PROBLEM TO SOLVE — Take the data that follows and retype it word for word.

# START OF DATA EXTRACT

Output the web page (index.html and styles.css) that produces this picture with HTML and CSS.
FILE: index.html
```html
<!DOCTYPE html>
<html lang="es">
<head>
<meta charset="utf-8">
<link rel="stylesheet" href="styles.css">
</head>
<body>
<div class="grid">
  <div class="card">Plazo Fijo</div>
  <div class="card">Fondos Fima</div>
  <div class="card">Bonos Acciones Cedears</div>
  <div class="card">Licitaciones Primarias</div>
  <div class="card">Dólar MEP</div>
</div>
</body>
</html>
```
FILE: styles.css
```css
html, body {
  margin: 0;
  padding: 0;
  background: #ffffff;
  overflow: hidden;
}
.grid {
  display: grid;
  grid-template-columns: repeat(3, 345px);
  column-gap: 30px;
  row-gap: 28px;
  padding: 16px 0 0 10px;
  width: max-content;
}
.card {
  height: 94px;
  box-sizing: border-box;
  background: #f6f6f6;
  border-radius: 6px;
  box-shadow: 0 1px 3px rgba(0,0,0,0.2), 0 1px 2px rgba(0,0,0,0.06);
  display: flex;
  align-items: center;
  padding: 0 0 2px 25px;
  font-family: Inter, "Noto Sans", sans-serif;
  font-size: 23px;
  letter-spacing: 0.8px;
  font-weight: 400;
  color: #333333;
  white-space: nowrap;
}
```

# END OF DATA EXTRACT

RESPONSE TO THE EXERCISE —
Output the web page (index.html and styles.css) that produces this picture with HTML and CSS.
FILE: index.html
```html
<!DOCTYPE html>
<html lang="es">
<head>
<meta charset="utf-8">
<link rel="stylesheet" href="styles.css">
</head>
<body>
<div class="grid">
  <div class="card">Plazo Fijo</div>
  <div class="card">Fondos Fima</div>
  <div class="card">Bonos Acciones Cedears</div>
  <div class="card">Licitaciones Primarias</div>
  <div class="card">Dólar MEP</div>
</div>
</body>
</html>
```
FILE: styles.css
```css
html, body {
  margin: 0;
  padding: 0;
  background: #ffffff;
  overflow: hidden;
}
.grid {
  display: grid;
  grid-template-columns: repeat(3, 345px);
  column-gap: 30px;
  row-gap: 28px;
  padding: 16px 0 0 10px;
  width: max-content;
}
.card {
  height: 94px;
  box-sizing: border-box;
  background: #f6f6f6;
  border-radius: 6px;
  box-shadow: 0 1px 3px rgba(0,0,0,0.2), 0 1px 2px rgba(0,0,0,0.06);
  display: flex;
  align-items: center;
  padding: 0 0 2px 25px;
  font-family: Inter, "Noto Sans", sans-serif;
  font-size: 23px;
  letter-spacing: 0.8px;
  font-weight: 400;
  color: #333333;
  white-space: nowrap;
}
```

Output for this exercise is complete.